PORTLAND, Maine — A police affidavit filed this week at the Cumberland County Courthouse to support a murder charge against a Windham man accused of killing his wife says that evidence at the scene contradicts Noah Gaston’s assertion that he shot his wife believing she was an intruder.

Gaston, 33, told police he shot and killed his wife, Alicia Gaston, 34, in the home they shared with their three children early on the morning of Jan. 14.

He told police he was awakened by noises that sounded like “walkie talkies and things moving downstairs,” Maine State Police Detective Ethel Ross wrote in the affidavit.

After he checked on his daughters, sleeping in an upstairs bedroom across the hall, Noah Gaston “grabbed his gun to be ready for an intruder,” according to the affidavit.

He first told police she was halfway up the stairs when he fired his shotgun, but he later said she was on the first two steps at the bottom of the staircase, the affidavit said. Gaston, who called 911 at 6:17 a.m., said he did not recognize the so-called intruder as his wife until after he fired the gun.

“Rather, the evidence shows that she was standing somewhere between the first and second step down from the top of the landing area of the stairs when she was shot,” the detective wrote.

That evidence includes gunshot residue and blood spatter.

Alicia Gaston died of a gunshot wound to the abdomen that perforated the aorta, the affidavit said.

The 14-page affidavit was filed Monday before a probable cause hearing held that afternoon and Tuesday before Superior Court Justice Michaela Murphy, according to the Maine attorney general’s office. Murphy took the matters under advisement.

As of Thursday afternoon, she had not issued a decision.

Judges in Maine rarely grant bail in murder cases. When they do, the bail amount is very high.

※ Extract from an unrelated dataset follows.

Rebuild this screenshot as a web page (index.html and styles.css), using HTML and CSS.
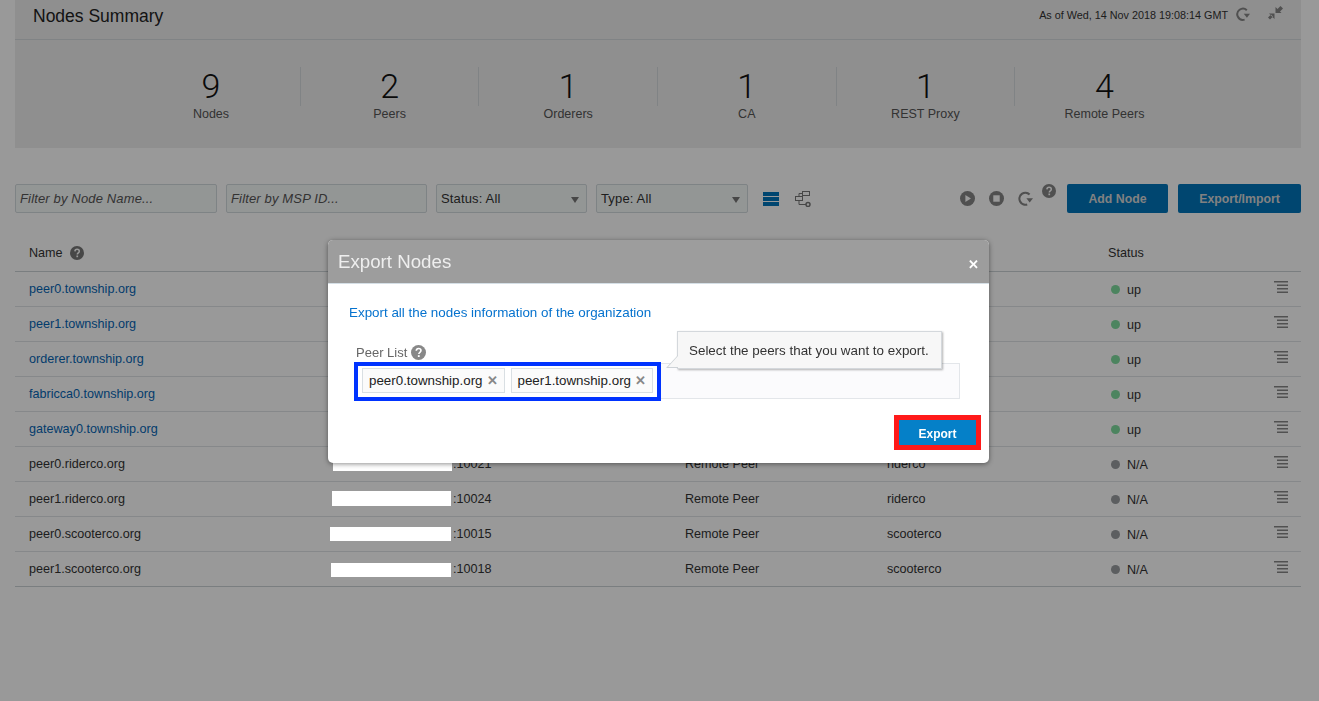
FILE: index.html
```html
<!DOCTYPE html>
<html lang="en">
<head>
    <meta charset="UTF-8">
    <title>Nodes Summary</title>
    <link rel="stylesheet" href="styles.css">
</head>
<body>

<svg class="sprite" width="0" height="0">
    <symbol id="i-refresh" viewBox="0 0 14 14">
        <path d="M10.8 3.200A5.600 5.600 0 1 0 8.600 12.600" fill="none" stroke="currentColor" stroke-width="2"/>
        <path d="M7.800 6.800h6.200l-3.100 4z" fill="currentColor"/>
    </symbol>
    <symbol id="i-help" viewBox="0 0 14 14">
        <circle cx="7" cy="7" r="7" fill="currentColor"/>
        <path d="M4.900 5.400C5 4 5.900 3.300 7.100 3.300c1.300 0 2.200.8 2.200 1.900 0 1.700-2 1.600-2 3.300" fill="none" stroke="#fff" stroke-width="1.500"/>
        <rect x="6.400" y="9.500" width="1.700" height="1.700" fill="#fff"/>
    </symbol>
    <symbol id="i-menu" viewBox="0 0 14 13">
        <rect x="0" y="0" width="14" height="1.500" fill="currentColor"/>
        <rect x="3" y="3.500" width="11" height="1.500" fill="currentColor"/>
        <rect x="3" y="7" width="11" height="1.500" fill="currentColor"/>
        <rect x="3" y="10.500" width="11" height="1.500" fill="currentColor"/>
    </symbol>
</svg>

<div class="page">
    <section class="summary">
        <div class="summary-head">
            <h1>Nodes Summary</h1>
            <div class="as-of">
                <span>As of Wed, 14 Nov 2018 19:08:14 GMT</span>
                <svg class="ic-refresh"><use href="#i-refresh"/></svg>
                <svg class="ic-collapse" viewBox="0 0 15 14">
                    <path d="M7.500 1v6h6zM9.500 3l3-3L15 2.500l-3 3zM6.500 13V7.500H1zM5 10.500l-3 3L0 11.500l3-3z" fill="currentColor"/>
                </svg>
            </div>
        </div>
        <div class="stats">
            <div class="stat"><div class="stat-num">9</div><div class="stat-label">Nodes</div></div>
            <div class="stat"><div class="stat-num">2</div><div class="stat-label">Peers</div></div>
            <div class="stat"><div class="stat-num">1</div><div class="stat-label">Orderers</div></div>
            <div class="stat"><div class="stat-num">1</div><div class="stat-label">CA</div></div>
            <div class="stat"><div class="stat-num">1</div><div class="stat-label">REST Proxy</div></div>
            <div class="stat"><div class="stat-num">4</div><div class="stat-label">Remote Peers</div></div>
        </div>
    </section>

    <div class="toolbar">
        <input class="filter filter-name" type="text" placeholder="Filter by Node Name...">
        <input class="filter filter-msp" type="text" placeholder="Filter by MSP ID...">
        <div class="select select-status">Status: All</div>
        <div class="select select-type">Type: All</div>
        <svg class="ic-list" viewBox="0 0 16 14">
            <rect width="16" height="4" fill="currentColor"/>
            <rect y="5" width="16" height="4" fill="currentColor"/>
            <rect y="10" width="16" height="4" fill="currentColor"/>
        </svg>
        <svg class="ic-topo" viewBox="0 0 16 16">
            <g fill="none" stroke="currentColor" stroke-width="1">
                <rect x="7.500" y="0.500" width="7" height="4"/>
                <rect x="0.500" y="5.500" width="7" height="4"/>
                <path d="M7.500 2.500H4v3M4 9.500v4h7"/>
                <circle cx="13" cy="13.500" r="2" stroke-width="1.500"/>
            </g>
        </svg>
        <div class="actions">
            <svg class="ic-round" viewBox="0 0 14 14">
                <circle cx="7" cy="7" r="7" fill="currentColor"/>
                <path d="M5 3.800v6.400L10.200 7z" fill="#fff"/>
            </svg>
            <svg class="ic-round" viewBox="0 0 14 14">
                <circle cx="7" cy="7" r="7" fill="currentColor"/>
                <rect x="4" y="4" width="6" height="6" fill="#fff"/>
            </svg>
            <svg class="ic-round"><use href="#i-refresh"/></svg>
            <svg class="ic-help-top"><use href="#i-help"/></svg>
        </div>
        <button class="btn btn-add">Add Node</button>
        <button class="btn btn-export">Export/Import</button>
    </div>

    <div class="table">
        <div class="row row-head">
            <div class="name-head">Name <svg class="ic-help"><use href="#i-help"/></svg></div>
            <div></div>
            <div></div>
            <div></div>
            <div>Status</div>
        </div>
        <div class="row">
            <div><a href="#">peer0.township.org</a></div><div></div><div></div><div></div>
            <div class="status"><i class="dot dot-up"></i>up</div>
            <svg class="ic-menu"><use href="#i-menu"/></svg>
        </div>
        <div class="row">
            <div><a href="#">peer1.township.org</a></div><div></div><div></div><div></div>
            <div class="status"><i class="dot dot-up"></i>up</div>
            <svg class="ic-menu"><use href="#i-menu"/></svg>
        </div>
        <div class="row">
            <div><a href="#">orderer.township.org</a></div><div></div><div></div><div></div>
            <div class="status"><i class="dot dot-up"></i>up</div>
            <svg class="ic-menu"><use href="#i-menu"/></svg>
        </div>
        <div class="row">
            <div><a href="#">fabricca0.township.org</a></div><div></div><div></div><div></div>
            <div class="status"><i class="dot dot-up"></i>up</div>
            <svg class="ic-menu"><use href="#i-menu"/></svg>
        </div>
        <div class="row">
            <div><a href="#">gateway0.township.org</a></div><div></div><div></div><div></div>
            <div class="status"><i class="dot dot-up"></i>up</div>
            <svg class="ic-menu"><use href="#i-menu"/></svg>
        </div>
        <div class="row">
            <div>peer0.riderco.org</div><div class="addr">:10021</div><div>Remote Peer</div><div>riderco</div>
            <div class="status"><i class="dot"></i>N/A</div>
            <svg class="ic-menu"><use href="#i-menu"/></svg>
        </div>
        <div class="row">
            <div>peer1.riderco.org</div><div class="addr">:10024</div><div>Remote Peer</div><div>riderco</div>
            <div class="status"><i class="dot"></i>N/A</div>
            <svg class="ic-menu"><use href="#i-menu"/></svg>
        </div>
        <div class="row">
            <div>peer0.scooterco.org</div><div class="addr">:10015</div><div>Remote Peer</div><div>scooterco</div>
            <div class="status"><i class="dot"></i>N/A</div>
            <svg class="ic-menu"><use href="#i-menu"/></svg>
        </div>
        <div class="row">
            <div>peer1.scooterco.org</div><div class="addr">:10018</div><div>Remote Peer</div><div>scooterco</div>
            <div class="status"><i class="dot"></i>N/A</div>
            <svg class="ic-menu"><use href="#i-menu"/></svg>
        </div>
    </div>
</div>

<div class="backdrop"></div>

<!-- white blocks hiding the host addresses -->
<div class="redact redact-1"></div>
<div class="redact redact-2"></div>
<div class="redact redact-3"></div>
<div class="redact redact-4"></div>

<div class="modal">
    <div class="modal-head">
        <h2>Export Nodes</h2>
        <span class="modal-close">&#10005;</span>
    </div>
    <div class="modal-body">
        <p class="modal-intro">Export all the nodes information of the organization</p>
        <div class="peer-field">
            <label class="peer-label">Peer List <svg class="ic-help ic-help-light"><use href="#i-help"/></svg></label>
            <div class="peer-box">
                <div class="tags-mark">
                    <span class="tag">peer0.township.org <b>&#10005;</b></span>
                    <span class="tag">peer1.township.org <b>&#10005;</b></span>
                </div>
            </div>
            <div class="tip">Select the peers that you want to export.</div>
        </div>
        <div class="modal-foot">
            <div class="export-mark"><button class="btn-primary">Export</button></div>
        </div>
    </div>
</div>

</body>
</html>
```

FILE: styles.css
```css
* {
    box-sizing: border-box;
}
html, body {
    height: 100%;
}
body {
    margin: 0;
    font-family: "Liberation Sans", Arial, sans-serif;
    font-size: 13px;
    color: #333;
    background-color: #fff;
    overflow: hidden;
}
.sprite {
    display: block;
    position: absolute;
}
.page {
    padding: 0 18px 0 15px;
}

/* summary panel */
.summary {
    height: 148px;
    background-color: #eeeeee;
}
.summary-head {
    height: 40px;
    border-bottom: 1px solid #d6dbde;
    display: flex;
    justify-content: space-between;
    padding: 0 18px;
}
.summary-head h1 {
    margin: 5px 0 0;
    font-size: 17.500px;
    font-weight: normal;
    line-height: 22px;
    color: #222;
}
.as-of {
    display: flex;
    align-items: flex-start;
    font-size: 10.800px;
    padding-top: 9px;
    color: #333;
}
.ic-refresh {
    width: 14px;
    height: 14px;
    margin: -2px 0 0 8px;
    color: #858585;
}
.ic-collapse {
    width: 15px;
    height: 14px;
    margin: -3px 0 0 18px;
    color: #858585;
}
.stats {
    display: flex;
    justify-content: center;
    padding-top: 27px;
}
.stat {
    width: 178.600px;
    height: 39px;
    text-align: center;
    border-right: 1px solid #d6dbde;
}
.stat:last-child {
    border-right: none;
}
.stat-num {
    font-family: Roboto, "Liberation Sans", sans-serif;
    font-weight: 300;
    font-size: 34px;
    line-height: 38px;
    color: #111;
}
.stat-label {
    font-size: 12.500px;
    line-height: 16px;
    margin-top: 1px;
    color: #555;
}

/* toolbar */
.toolbar {
    display: flex;
    align-items: center;
    margin-top: 36px;
    height: 29px;
}
.filter, .select {
    height: 29px;
    background-color: #f6faf9;
    border: 1px solid #d3dade;
    border-radius: 2px;
    font-family: inherit;
    font-size: 13px;
    letter-spacing: 0.150px;
    padding: 0 4px;
    color: #333;
}
.filter::placeholder {
    font-style: italic;
    color: #555;
    opacity: 1;
}
.filter-name {
    width: 202px;
    margin-right: 9px;
}
.filter-msp {
    width: 201px;
    margin-right: 9px;
}
.select {
    line-height: 27px;
    position: relative;
}
.select::after {
    content: "";
    position: absolute;
    right: 7px;
    top: 12px;
    border-left: 4px solid transparent;
    border-right: 4px solid transparent;
    border-top: 6px solid #777;
}
.select-status {
    width: 151px;
    margin-right: 9px;
}
.select-type {
    width: 152px;
    margin-right: 15px;
}
.ic-list {
    width: 16px;
    height: 14px;
    color: #0075bb;
    margin-right: 16px;
}
.ic-topo {
    width: 16px;
    height: 16px;
    color: #777;
}
.actions {
    display: flex;
    align-items: center;
    margin-left: auto;
    position: relative;
    margin-right: 11px;
    color: #858585;
}
.ic-round {
    width: 15px;
    height: 15px;
    margin-right: 14px;
}
.ic-help-top {
    width: 14px;
    height: 14px;
    margin: -15px 0 0 -5px;
}
.btn {
    height: 29px;
    border: none;
    border-radius: 2px;
    background-color: #0075bb;
    color: #d8d8d8;
    font-family: inherit;
    font-size: 12.300px;
    font-weight: bold;
}
.btn-add {
    width: 101px;
    margin-right: 10px;
}
.btn-export {
    width: 123px;
}

/* nodes table */
.table {
    margin-top: 22px;
}
.row {
    display: grid;
    grid-template-columns: 303px 353px 202px 221px 1fr;
    align-items: center;
    height: 35px;
    padding: 0 0 1px 14px;
    border-bottom: 1px solid #dfe3e6;
    font-size: 12.600px;
    position: relative;
}
.row:last-child {
    border-bottom-color: #ccd2d6;
}
.row-head {
    height: 37px;
    border-bottom-color: #ccd2d6;
}
.name-head {
    display: flex;
    align-items: center;
    gap: 7px;
}
.row a {
    color: #0565b5;
    text-decoration: none;
}
.addr {
    padding-left: 121px;
}
.status {
    display: flex;
    align-items: center;
    padding: 2px 0 0 3px;
}
.dot {
    width: 9px;
    height: 9px;
    border-radius: 50%;
    background-color: #999da0;
    margin-right: 7px;
}
.dot-up {
    background-color: #7fdc9f;
}
.ic-help {
    width: 14px;
    height: 14px;
    color: #777;
}
.ic-menu {
    position: absolute;
    right: 13px;
    top: 9px;
    width: 14px;
    height: 13px;
    color: #888;
}

/* overlay and redaction */
.backdrop {
    position: fixed;
    inset: 0;
    background-color: rgba(0, 0, 0, 0.4);
}
.redact {
    position: absolute;
    background-color: #fff;
}
.redact-1 { left: 333px; top: 460px; width: 119px; height: 11px; }
.redact-2 { left: 332px; top: 491px; width: 119px; height: 15px; }
.redact-3 { left: 330px; top: 527px; width: 121px; height: 14px; }
.redact-4 { left: 331px; top: 563px; width: 120px; height: 14px; }

/* export dialog */
.modal {
    position: absolute;
    left: 328px;
    top: 240px;
    width: 661px;
    height: 223px;
    background-color: #fff;
    border-radius: 5px;
    box-shadow: 0 1px 5px rgba(0, 0, 0, 0.45);
    overflow: hidden;
}
.modal-head {
    height: 44px;
    background-color: #9d9d9d;
    border-bottom: 1px solid #d5dfe6;
    padding: 0 10px;
    display: flex;
    justify-content: space-between;
}
.modal-head h2 {
    margin: 10px 0 0;
    font-size: 18.700px;
    font-weight: normal;
    line-height: 23px;
    color: #eee;
}
.modal-close {
    margin-top: 17px;
    font-size: 13px;
    font-weight: bold;
    line-height: 15px;
    color: #fff;
}
.modal-body {
    padding: 21px 29px 0 21px;
}
.modal-intro {
    margin: 0;
    font-size: 13.400px;
    line-height: 16px;
    color: #0572ce;
}
.peer-field {
    position: relative;
    margin-top: 22px;
    padding-left: 7px;
}
.peer-label {
    display: flex;
    align-items: center;
    gap: 4px;
    height: 18px;
    font-size: 13px;
    color: #666;
}
.ic-help-light {
    width: 15px;
    height: 15px;
    color: #888;
}
.peer-box {
    margin: 2px 0 0 1px;
    height: 36px;
    background-color: #fbfbfd;
    border: 1px solid #e3e6ea;
    display: flex;
    align-items: flex-start;
}
.tags-mark {
    display: flex;
    gap: 6px;
    margin: -2px 0 0 -4px;
    padding: 2px 4px;
    height: 39px;
    width: 307px;
    border: 4px solid #0033ff;
    background-color: #fff;
}
.tag {
    display: flex;
    align-items: center;
    justify-content: space-between;
    height: 25px;
    padding: 0 6px;
    background-color: #fbfbfb;
    border: 1px solid #d9dfe3;
    font-size: 13.350px;
    color: #222;
    white-space: nowrap;
}
.tag b {
    color: #888;
    font-size: 13px;
    margin-left: 4px;
}
.tip {
    position: absolute;
    left: 328px;
    top: -12px;
    width: 265px;
    height: 38px;
    padding-left: 11px;
    line-height: 38px;
    font-size: 13.400px;
    white-space: nowrap;
    color: #333;
    background-color: #f7f7f7;
    border: 1px solid #d4d8dc;
    box-shadow: 1px 1px 2px rgba(0, 0, 0, 0.3);
}
.tip::before, .tip::after {
    content: "";
    position: absolute;
    width: 0;
    height: 0;
    border-left-style: solid;
    border-bottom-style: solid;
    border-left-color: transparent;
}
.tip::before {
    left: -12px;
    bottom: 0;
    border-left-width: 12px;
    border-bottom-width: 13px;
    border-bottom-color: #cdd2d6;
}
.tip::after {
    left: -10px;
    bottom: 1px;
    border-left-width: 10px;
    border-bottom-width: 11px;
    border-bottom-color: #f7f7f7;
}
.modal-foot {
    display: flex;
    justify-content: flex-end;
    margin: 16px -21px 0 0;
}
.export-mark {
    border: 5px solid #ff1a1a;
}
.btn-primary {
    display: block;
    width: 77px;
    height: 25px;
    padding: 2px 0 0;
    border: none;
    background-color: #0580c8;
    color: #fff;
    font-family: inherit;
    font-size: 12px;
    font-weight: bold;
}
```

The affidavit included information from interviews with the couple’s friends. The information paints a portrait of a family under financial stress that included two daughters, ages 8 and 9, and a 2-year-old son. Neither Noah Gaston nor Alicia Gaston, who homeschooled the older children, were working at the time of her death, friends told investigators. He talked of starting a commune of artists so he could devote more time to his music.

Noah Gaston’s version of his marriage and events the morning of the shooting differed from one daughter’s memories as described in the affidavit. Gaston reportedly told Ross that he and his wife did not argue or fight.

He also said “they had a great marriage and it would be excellent if they did not have financial stress.”

But when the detective asked the 8-year-old girl about how often she heard her parents yelling as she said she did on Jan. 14, the girl said: “Sometimes you hear it seven times a week, and sometimes you hear it once, or one time a month.”

Interviewed the day after her mother died, the girl told the detective that the morning of the shooting she had heard her parents yelling in “their scared voices.”

“At one point in the interview she described she heard yelling, heard a [baby] gate falling, more ‘yelling, hear my mom yell sort of more, my dad yell louder, they get louder, then I hear somebody tumble down the stairs’” Ross wrote in the affidavit.

“During the interview, the 8-year-old told me when she opened her bedroom door, she saw the gun on the floor in the hallway and described ‘it was very stinky, like a weird smell in the air,’ which she went on to describe as a smell ‘mixed with a little blood and smoke,’” Ross wrote in the affidavit.

One of two friends who picked Gaston up at the Windham Police Station after his interview the day his wife died described Gaston as “very calm.” The friend said Gaston was talking about the lyrics to a song he had written the previous day that included a reference to a “bang” and children plugging their ears.

Gaston, who was arrested Jan. 22, is being held at the Cumberland County Jail. He has not yet been indicted by the grand jury.

If convicted, Gaston faces between 25 years and life in prison.

The children are staying with relatives, according to a previously published report.